After lengthy negotiations, the farmers agreed to transfer the nine bears from Binh Duong province. They were moved to a bear sanctuary, run by Four Paws, in Ninh Binh province on 10-11 February.
The rescue team visited two farms, last Thursday (10 February '22). At Vu Van Hien farm, two bears, a 190kg female and a 185kg male, were anesthetised and had health checks before being transported. The second farm, Nguyen Ngoc Tien, voluntarily surrendered four bears who did not need to be anesthetised and even seemed very excited.
The team rescued three more bears from Huynh Thi My farm on Friday, 11 February. They were anesthetised, had health checks, and transported. The bears are very small, weighing between 50-60kg each, due to poor care. Their former owner says he hopes they will have better lives.
Maya Pastakia, Wildlife Campaign Manager at World Animal Protection said:
“This is the largest bear rescue World Animal Protection has ever supported, and this huge milestone means we are now nine bears closer to a bear-bile-free Vietnam.
“Despite the strides made to end bear farming in Vietnam, hundreds of bears are still suffering a tortuous life in captivity for their bile. These nine bears were kept in tiny cages - not much larger than a telephone booth – for at least 17 years, which is when they were first microchipped. While they are the ‘lucky ones’ who are now free from cruelty, the scars from their extreme physical and psychological suffering will last their lifetime.
“The government of Vietnam must close all remaining legal loopholes and prohibit farmers from keeping their caged bears as pets in order to end the barbaric and illegal practice of bear bile farming.”
All nine bears will now enjoy their lives at the Four Paws sanctuary. They can live free from cruelty and suffering, receive excellent care and be closer to nature where they belong. In 2005 the number of bears on farms in Vietnam was 4,300. Today there are fewer than 314, a 93% reduction. These rescues bring us nine bears closer to a bear-bile-free Vietnam.
Magdalena Scherk-Trettin, FOUR PAWS bear projects coordinator said:
“This is FOUR PAWS biggest bear rescue mission to date and we are thrilled that we can give nine more former bile bears a second chance at our species-appropriated bear sanctuary in Ninh Binh.
"Our experienced team will make sure all nine new arrivals receive all the care they need to recover from their past suffering. We already rescued 18 bears from Binh Duong province, which shows that the province is working hard towards the governmental goal to phase out bile bear farming in Vietnam.
"With every rescued bear, we are one step closer to ending bear farming in Vietnam for good. We are looking forward to the day when the last bear will be rescued from the last bear farm in Vietnam. Especially capital Hanoi needs to step up its efforts to achieve this goal.”
Closer to a bear-bile-free Vietnam
Bear bile farming is one of the worst forms of institutionalised animal cruelty in the world today. It is wholly unjustified as there are herbal and non-bear bile alternatives. With safe and cheap alternatives, bears are suffering unnecessarily.

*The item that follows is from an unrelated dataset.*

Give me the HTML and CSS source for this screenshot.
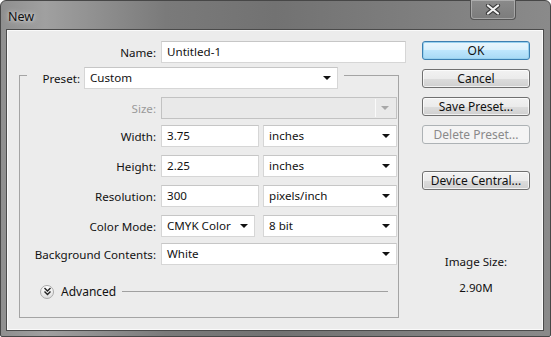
FILE: index.html
```html
<!DOCTYPE html>
<html lang="en">

<head>
    <meta charset="UTF-8">
    <title>New</title>
    <link rel="stylesheet" href="styles.css">
</head>

<body>
    <div class="janela">
        <!-- Barra de titulo -->
        <div class="titulo">
            <span class="titulo-texto">New</span>
            <button class="fechar" aria-label="Close">
                <svg width="16" height="11" viewBox="0 0 16 11">
                    <path d="M3 1.5 L13 9.5 M13 1.5 L3 9.5" stroke="#3a3a3a" stroke-width="4.2" stroke-linecap="round" />
                    <path d="M3 1.5 L13 9.5 M13 1.5 L3 9.5" stroke="#f4f4f4" stroke-width="2.2" stroke-linecap="round" />
                </svg>
            </button>
        </div>

        <!-- Conteudo -->
        <div class="cliente">
            <div class="principal">
                <div class="linha linha-nome">
                    <label class="rotulo rotulo-nome">Name:</label>
                    <div class="campo campo-nome">Untitled-1</div>
                </div>

                <div class="grupo">
                    <div class="grupo-topo">
                        <label class="rotulo rotulo-preset">Preset:</label>
                        <div class="lista lista-preset"><span>Custom</span><i class="seta"></i></div>
                    </div>

                    <div class="linha linha-size">
                        <label class="rotulo desativado">Size:</label>
                        <div class="lista lista-larga lista-desativada"><span></span><i class="divisor"></i><i class="seta"></i></div>
                    </div>

                    <div class="linha linha-width">
                        <label class="rotulo">Width:</label>
                        <div class="campo campo-num">3.75</div>
                        <div class="lista lista-unidade"><span>inches</span><i class="seta"></i></div>
                    </div>

                    <div class="linha">
                        <label class="rotulo">Height:</label>
                        <div class="campo campo-num">2.25</div>
                        <div class="lista lista-unidade"><span>inches</span><i class="seta"></i></div>
                    </div>

                    <div class="linha">
                        <label class="rotulo">Resolution:</label>
                        <div class="campo campo-num">300</div>
                        <div class="lista lista-unidade"><span>pixels/inch</span><i class="seta"></i></div>
                    </div>

                    <div class="linha">
                        <label class="rotulo">Color Mode:</label>
                        <div class="lista lista-modo"><span>CMYK Color</span><i class="seta"></i></div>
                        <div class="lista lista-unidade"><span>8 bit</span><i class="seta"></i></div>
                    </div>

                    <div class="linha linha-fundo">
                        <label class="rotulo">Background Contents:</label>
                        <div class="lista lista-larga"><span>White</span><i class="seta"></i></div>
                    </div>

                    <div class="avancado">
                        <span class="avancado-icone">
                            <svg width="9" height="9" viewBox="0 0 9 9">
                                <path d="M1.5 1 L4.5 4 L7.5 1 M1.5 4.5 L4.5 7.5 L7.5 4.5" fill="none" stroke="#222" stroke-width="1.4" />
                            </svg>
                        </span>
                        <span class="avancado-texto">Advanced</span>
                        <span class="avancado-linha"></span>
                    </div>
                </div>
            </div>

            <div class="lateral">
                <button class="botao botao-ok">OK</button>
                <button class="botao">Cancel</button>
                <button class="botao">Save Preset...</button>
                <button class="botao" disabled>Delete Preset...</button>
                <button class="botao botao-device">Device Central...</button>

                <div class="tamanho">
                    <p class="tamanho-titulo">Image Size:</p>
                    <p class="tamanho-valor">2.90M</p>
                </div>
            </div>
        </div>
    </div>
</body>

</html>
```

FILE: styles.css
```css
/* Configuracao geral */
body {
    margin: 0;
    font-family: "Noto Sans", "Open Sans", sans-serif;
    font-size: 11.6px;
    color: #121212;
}

.janela {
    width: 551px;
    height: 337px;
    box-sizing: border-box;
    border: 1px solid #474747;
    border-radius: 6px 6px 2px 2px;
    padding: 0 6px 5px 5px;
    background: linear-gradient(90deg, #8f8f8f 0%, #a0a0a0 8%, #7a7a7a 30%, #727272 50%, #7e7e7e 75%, #8a8a8a 100%);
    display: flex;
    flex-direction: column;
}

/* Barra de titulo */
.titulo {
    height: 28px;
    display: flex;
    justify-content: space-between;
    align-items: flex-start;
}

.titulo-texto {
    padding: 7px 0 0 2px;
    font-size: 12.5px;
    color: #111;
    text-shadow: 0 0 6px rgba(255, 255, 255, 0.7), 0 0 3px rgba(255, 255, 255, 0.5);
}

.fechar {
    width: 46px;
    height: 20px;
    margin: -1px 28px 0 0;
    padding: 0;
    border: 1px solid #555;
    border-top: none;
    border-radius: 0 0 4px 4px;
    background: linear-gradient(#8a8a8a, #7c7c7c);
    box-shadow: inset 0 0 0 1px rgba(255, 255, 255, 0.3);
    display: flex;
    justify-content: center;
    align-items: center;
}

/* Area do dialogo */
.cliente {
    flex: 1;
    display: flex;
    background: #ececec;
    border: 1px solid #4b4b4b;
    box-shadow: inset 0 0 0 1px #fafafa;
}

.principal {
    width: 415px;
    padding-top: 11px;
}

.linha {
    display: flex;
    align-items: center;
    margin-top: 8px;
}

.linha-nome {
    margin-top: 0;
}

.rotulo {
    width: 136px;
    margin-right: 5px;
    text-align: right;
    white-space: nowrap;
}

.rotulo-nome {
    width: 149px;
}

.desativado {
    color: #9a9a9a;
}

/* Campos */
.campo,
.lista {
    height: 22px;
    box-sizing: border-box;
    background: #fff;
    border: 1px solid #d6d6d6;
    border-top-color: #c6c6c6;
    line-height: 20px;
    padding-left: 5px;
    white-space: nowrap;
}

.campo-nome {
    width: 245px;
}

.campo-num {
    width: 98px;
    margin-right: 4px;
}

.lista {
    display: flex;
    justify-content: space-between;
    align-items: center;
    padding-right: 6px;
}

.lista-preset {
    width: 254px;
}

.lista-larga {
    width: 236px;
}

.lista-unidade {
    width: 134px;
}

.lista-modo {
    width: 94px;
    margin-right: 8px;
}

.seta {
    width: 0;
    height: 0;
    border-left: 4px solid transparent;
    border-right: 4px solid transparent;
    border-top: 4px solid #111;
}

.lista-desativada {
    background: #e9e9e9;
    border-color: #c2c2c2;
    padding-right: 7px;
}

.lista-desativada span {
    flex: 1;
}

.lista-desativada .divisor {
    width: 1px;
    height: 18px;
    background: #fafafa;
    margin-right: 5px;
}

.lista-desativada .seta {
    border-top-color: #a8a8a8;
}

/* Grupo do preset */
.grupo {
    width: 380px;
    box-sizing: border-box;
    margin: 12px 0 0 12px;
    border: 1px solid #a4a4a4;
    height: 243px;
}

.grupo-topo {
    display: flex;
    align-items: center;
    width: fit-content;
    margin: -9px 0 0 7px;
    padding-right: 6px;
    background: #ececec;
}

.rotulo-preset {
    width: 53px;
    margin-right: 4px;
}

.linha-width {
    margin-top: 6px;
}

.linha-fundo {
    margin-top: 6px;
}

/* Avancado */
.avancado {
    display: flex;
    align-items: center;
    margin: 18px 0 0 20px;
}

.avancado-icone {
    width: 14px;
    height: 14px;
    box-sizing: border-box;
    border: 1px solid #a9a9a9;
    border-radius: 50%;
    background: linear-gradient(#ffffff, #dedede);
    display: flex;
    justify-content: center;
    align-items: center;
}

.avancado-texto {
    margin-left: 7px;
    font-size: 12px;
}

.avancado-linha {
    flex: 0 0 266px;
    height: 1px;
    margin-left: 6px;
    background: #a0a0a0;
}

/* Botoes */
.lateral {
    width: 108px;
    padding-top: 11px;
    display: flex;
    flex-direction: column;
}

.botao {
    height: 19px;
    margin-bottom: 9px;
    padding: 0;
    font-family: inherit;
    font-size: 12px;
    color: #111;
    border: 1px solid #707070;
    border-radius: 3px;
    background: linear-gradient(#f2f2f2 0%, #ebebeb 50%, #dddddd 50%, #cfcfcf 100%);
    box-shadow: inset 0 0 0 1px rgba(255, 255, 255, 0.7);
}

.botao-ok {
    border-color: #3c7fb1;
    background: linear-gradient(#eaf6fd 0%, #d9f0fc 50%, #bee6fd 50%, #a7d9f5 100%);
    box-shadow: inset 0 0 0 1px #98d1ef;
}

.botao:disabled {
    color: #8a8a8a;
    border-color: #adb2b5;
    background: #f4f4f4;
    box-shadow: none;
}

.botao-device {
    margin-top: 18px;
}

.tamanho {
    margin-top: 55px;
    text-align: center;
}

.tamanho p {
    margin: 0 0 11px;
}
```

This rescue comes as we celebrate our 30-year anniversary working to protect bears. During this period, we have rescued and rehomed hundreds of bears around the world, designed and funded 12 bear sanctuaries globally, and worked in 25 countries to help captive bears. This is in addition to the mass sterilization initiatives, consumer campaigns, and government lobbying we have implemented.
World Animal Protection will continue to work until all provinces in Vietnam are free from this cruel practice.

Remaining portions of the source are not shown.